59. Jupiter and its shrunken Great Red Spot

This full-disc image of Jupiter was taken on 21 April 2014 with Hubble’s Wide Field Camera 3 (WFC3).


“Hubble has imaged so many amazing sites in our vast Universe in its 25 years of exploring. It is no surprise that solar system science is represented in this Top 100, even though its is clearly weighted toward galaxies and nebulae. Gorgeous Jupiter made the cut four times, not only for its intrinsic beauty but also for its propensity to serve as a target for wayward asteroids and comets (and one serendipitous image with a large moon blocking the Great Red Spot). photogenic Saturn has been on everyone’s top 100 list, and Hubble is no exception, with Saturn appearing three times (once on its own, another time accompanied by some of its many moons, and a third time highlighting is UV aurorae). Comets themselves are always a solar system favorite, so it is no surprise that a comet makes the Hubble Top 100. No Hubble list would be complete without marvel Mars, with the Hubble image directly showing is polar ice caps and wispy thin atmosphere. I might have included an image of Neptune, of Uranus with the transit of its moon Ariel, one of the disintegrating asteroids, a comet tail. We could create a top 100 images just in the solar system.”

Dr. Jim Green
Planetary Science Division Director
NASA Headquarters
Washington, D.C.

 

HUBBLE'S TOP 100 • #60 • Credit: NASA, ESA, and the Hubble Heritage Team (STScI/AURA)-Hubble/Europe Collaboration
HUBBLE’S TOP 100 • #60 • Credit: NASA, ESA, and the Hubble Heritage Team (STScI/AURA)-Hubble/Europe Collaboration

60. Variable star RS Puppis

This Hubble image shows RS Puppis, a type of variable star known as a Cepheid variable.
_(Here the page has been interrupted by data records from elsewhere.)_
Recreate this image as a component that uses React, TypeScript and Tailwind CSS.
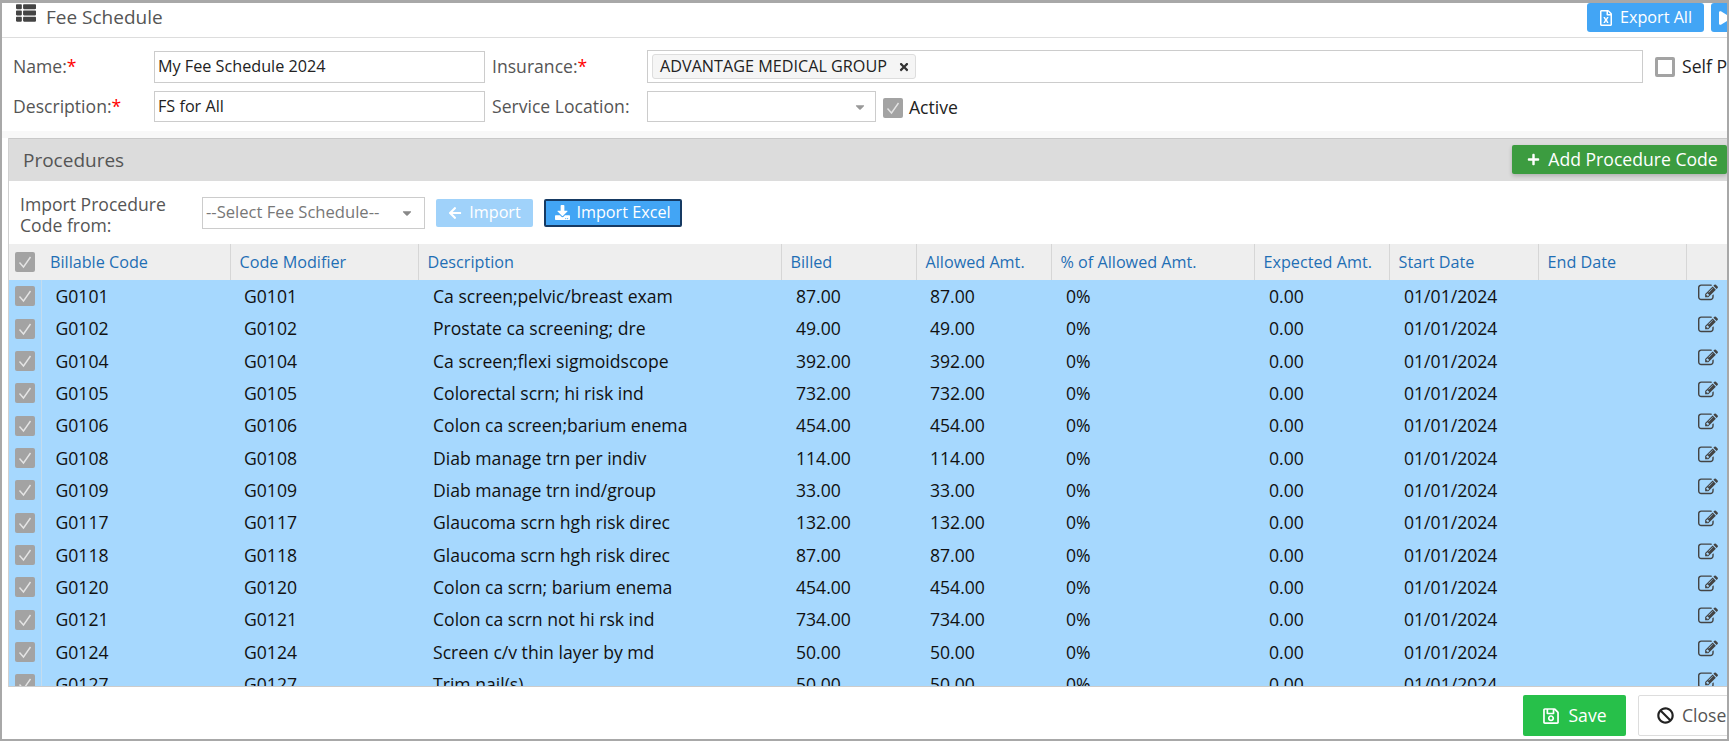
import React from 'react';
import {
  FaThList,
  FaRegFileExcel,
  FaPlay,
  FaPlus,
  FaArrowLeft,
  FaDownload,
  FaRegSave,
  FaBan,
  FaTimes,
  FaCaretDown,
} from 'react-icons/fa';

const rows = [
  ['G0101', 'Ca screen;pelvic/breast exam', '87.00'],
  ['G0102', 'Prostate ca screening; dre', '49.00'],
  ['G0104', 'Ca screen;flexi sigmoidscope', '392.00'],
  ['G0105', 'Colorectal scrn; hi risk ind', '732.00'],
  ['G0106', 'Colon ca screen;barium enema', '454.00'],
  ['G0108', 'Diab manage trn per indiv', '114.00'],
  ['G0109', 'Diab manage trn ind/group', '33.00'],
  ['G0117', 'Glaucoma scrn hgh risk direc', '132.00'],
  ['G0118', 'Glaucoma scrn hgh risk direc', '87.00'],
  ['G0120', 'Colon ca scrn; barium enema', '454.00'],
  ['G0121', 'Colon ca scrn not hi rsk ind', '734.00'],
  ['G0124', 'Screen c/v thin layer by md', '50.00'],
  ['G0127', 'Trim nail(s)', '50.00'],
];

const columns = [
  'Billable Code',
  'Code Modifier',
  'Description',
  'Billed',
  'Allowed Amt.',
  '% of Allowed Amt.',
  'Expected Amt.',
  'Start Date',
  'End Date',
];

const CheckedBox = () => (
  <span className="flex h-5 w-5 shrink-0 items-center justify-center rounded-[2px] bg-[#a3a3a3]">
    <svg viewBox="0 0 20 20" className="h-5 w-5" fill="none" stroke="#e4e4e4" strokeWidth="1.4">
      <path d="M4.5 10.5 L8.5 15 L15.5 5" />
    </svg>
  </span>
);

const EditIcon = () => (
  <svg viewBox="0 0 1792 1792" className="h-[20px] w-[20px] fill-[#444]">
    <path d="M888 1184l116-116-152-152-116 116v56h96v96h56zm440-720q-16-16-33 1l-350 350q-17 17-1 33t33-1l350-350q17-17 1-33zm80 594v190q0 119-84.5 203.5t-203.5 84.5h-832q-119 0-203.5-84.5t-84.5-203.5v-832q0-119 84.5-203.5t203.5-84.5h832q63 0 117 25 15 7 18 23 3 17-9 29l-49 49q-14 14-32 8-23-6-45-6h-832q-66 0-113 47t-47 113v832q0 66 47 113t113 47h832q66 0 113-47t47-113v-126q0-13 9-22l64-64q15-15 35-7t20 29zm-96-738l288 288-672 672h-288v-288zm444 132l-92 92-288-288 92-92q28-28 68-28t68 28l152 152q28 28 28 68t-28 68z" />
  </svg>
);

const Required = () => <span className="text-[#f00]">*</span>;

const App: React.FC = () => {
  return (
    <div className="h-[741px] w-[1729px] overflow-hidden border-x-2 border-t-[3px] border-b-2 border-[#a8a8a8] bg-white font-['Open_Sans',sans-serif] text-[17.6px] text-[#222]">
      <div className="flex h-[35px] w-[1725px] items-start border-b border-[#ddd]">
        <FaThList className="ml-[14px] h-[20px] w-[20px] text-[#444]" />
        <span className="ml-[10px] mt-[1px] text-[19px] leading-[26px] text-[#555]">Fee Schedule</span>
        <div className="ml-auto flex shrink-0 translate-x-[24px] gap-[7px]">
          <button className="flex h-[29px] w-[117px] items-center justify-center gap-[7px] rounded-[3px] bg-[#42a5f5] text-[16.2px] text-white">
            <FaRegFileExcel className="h-[16px] w-[14px]" />
            Export All
          </button>
          <button className="flex h-[29px] w-[40px] items-center rounded-[3px] bg-[#42a5f5] pl-[8px] text-white">
            <FaPlay className="h-[14px] w-[12px]" />
          </button>
        </div>
      </div>

      <div className="h-[93px] pt-[12px]">
        <div className="flex items-center">
          <label className="w-[152px] shrink-0 pl-[11px] text-[#555]">
            Name:<Required />
          </label>
          <div className="flex h-[32px] w-[331px] shrink-0 items-center border border-[#ccc] px-[3px] text-[16.2px]">
            My Fee Schedule 2024
          </div>
          <label className="ml-[7px] w-[155px] shrink-0 text-[#555]">
            Insurance:<Required />
          </label>
          <div className="flex h-[33px] w-[996px] shrink-0 items-center border border-[#ccc] px-[4px]">
            <span className="flex h-[25px] w-[264px] items-center justify-between rounded-[3px] border border-[#ddd] bg-[#f5f5f5] pl-[7px] pr-[5px] text-[16.2px]">
              ADVANTAGE MEDICAL GROUP
              <FaTimes className="h-[12px] w-[12px] text-[#333]" />
            </span>
          </div>
          <span className="ml-[12px] h-5 w-5 shrink-0 rounded-[2px] border-[3px] border-[#a3a3a3]" />
          <span className="ml-[7px] whitespace-nowrap">Self Pay</span>
        </div>
        <div className="mt-[8px] flex items-center">
          <label className="w-[152px] shrink-0 pl-[11px] text-[#555]">
            Description:<Required />
          </label>
          <div className="flex h-[31px] w-[331px] shrink-0 items-center border border-[#ccc] px-[3px] text-[16.2px]">
            FS for All
          </div>
          <label className="ml-[7px] w-[155px] shrink-0 text-[#555]">Service Location:</label>
          <div className="flex h-[31px] w-[229px] shrink-0 items-center justify-end border border-[#ccc] pr-[8px]">
            <FaCaretDown className="h-[14px] w-[14px] text-[#999]" />
          </div>
          <span className="ml-[7px] mt-[2px]">
            <CheckedBox />
          </span>
          <span className="ml-[6px] mt-[2px]">Active</span>
        </div>
      </div>

      <div className="h-[7px] bg-[#f8f8f8]" />

      <div className="ml-[6px] w-[1719px] border-l border-[#d0d0d0]">
        <div className="flex h-[43px] items-center justify-between border-t border-[#c8c8c8] bg-[#dcdcdc]">
          <span className="pl-[14px] text-[19px] text-[#555]">Procedures</span>
          <button className="mt-[-1px] flex h-[29px] w-[215px] items-center justify-center gap-[8px] rounded-[2px] bg-[#3c9c40] pl-[6px] text-[17.6px] text-white shadow-[0_2px_4px_rgba(0,0,0,0.2)]">
            <FaPlus className="h-[13px] w-[13px]" />
            Add Procedure Code
          </button>
        </div>

        <div className="flex h-[63px] items-center">
          <div className="w-[193px] shrink-0 pl-[11px] pt-[4px] leading-[21px] text-[#555]">
            Import Procedure
            <br />
            Code from:
          </div>
          <div className="flex h-[32px] w-[223px] shrink-0 items-center justify-between border border-[#ccc] pl-[3px] pr-[10px] text-[16.6px] text-[#777]">
            --Select Fee Schedule--
            <FaCaretDown className="h-[14px] w-[14px] text-[#888]" />
          </div>
          <button className="ml-[11px] flex h-[28px] w-[97px] items-center justify-center gap-[7px] rounded-[2px] bg-[#a0d2fa] text-[16.2px] text-white">
            <FaArrowLeft className="h-[14px] w-[14px]" />
            Import
          </button>
          <button className="ml-[11px] flex h-[28px] w-[138px] items-center justify-center gap-[6px] rounded-[2px] border-2 border-[#163a63] bg-[#42a5f5] text-[16.2px] text-white">
            <FaDownload className="h-[15px] w-[15px]" />
            Import Excel
          </button>
        </div>

        <div className="h-[443px] overflow-hidden border-b border-[#ccc]">
          <table className="w-[1719px] table-fixed border-collapse">
            <colgroup>
              <col className="w-[32px]" />
              <col className="w-[189px]" />
              <col className="w-[188px]" />
              <col className="w-[363px]" />
              <col className="w-[135px]" />
              <col className="w-[135px]" />
              <col className="w-[203px]" />
              <col className="w-[135px]" />
              <col className="w-[149px]" />
              <col className="w-[148px]" />
              <col className="w-[42px]" />
            </colgroup>
            <thead>
              <tr className="h-[36px] bg-[#eeeeee]">
                <th className="pl-[6px]">
                  <CheckedBox />
                </th>
                {columns.map((c) => (
                  <th
                    key={c}
                    className="border-r border-[#d6d6d6] pl-[9px] text-left text-[16.2px] font-normal text-[#1f6fb5]"
                  >
                    {c}
                  </th>
                ))}
                <th />
              </tr>
            </thead>
            <tbody>
              {rows.map(([code, desc, amt]) => (
                <tr
                  key={code}
                  className="h-[32px] bg-[#a6d8fe] text-[17.6px] text-[#111] [&:nth-child(3n+2)]:h-[33px]"
                >
                  <td className="border-r border-[#c4dcee] pl-[6px]">
                    <CheckedBox />
                  </td>
                  <td className="pl-[14px]">{code}</td>
                  <td className="pl-[14px]">{code}</td>
                  <td className="pl-[15px]">{desc}</td>
                  <td className="pl-[15px]">{amt}</td>
                  <td className="pl-[14px]">{amt}</td>
                  <td className="pl-[15px]">0%</td>
                  <td className="pl-[15px]">0.00</td>
                  <td className="pl-[15px]">01/01/2024</td>
                  <td />
                  <td className="pl-[12px] pt-[3px] align-top">
                    <EditIcon />
                  </td>
                </tr>
              ))}
            </tbody>
          </table>
        </div>
      </div>

      <div className="flex pl-[1521px] pt-[8px]">
        <button className="flex h-[41px] w-[103px] shrink-0 items-center justify-center gap-[8px] rounded-[2px] bg-[#27c04a] text-[17.6px] text-white">
          <FaRegSave className="h-[18px] w-[18px]" />
          Save
        </button>
        <button className="ml-[12px] flex h-[41px] w-[110px] shrink-0 items-center gap-[8px] rounded-[2px] border border-[#ddd] pl-[18px] text-[17.6px] text-[#555]">
          <FaBan className="h-[17px] w-[17px] text-[#222]" />
          Close
        </button>
      </div>
    </div>
  );
};

export default App;
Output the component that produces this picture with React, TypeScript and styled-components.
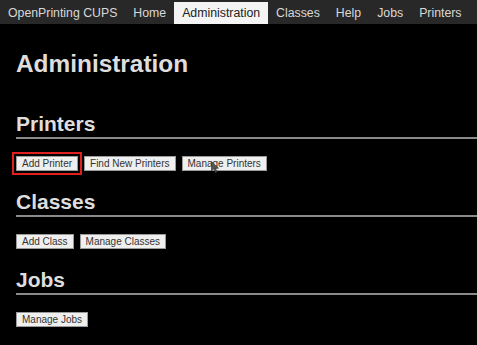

As variable stars go, Cepheids have comparatively long periods — RS Puppis, for example, varies in brightness by almost a factor of five every 40 or so days.

RS Puppis is unusual; this variable star is shrouded by thick, dark clouds of dust enabling a phenomenon known as a light echo to be shown with stunning clarity.

These Hubble observations show the ethereal object embedded in its dusty environment, set against a dark sky filled with background galaxies.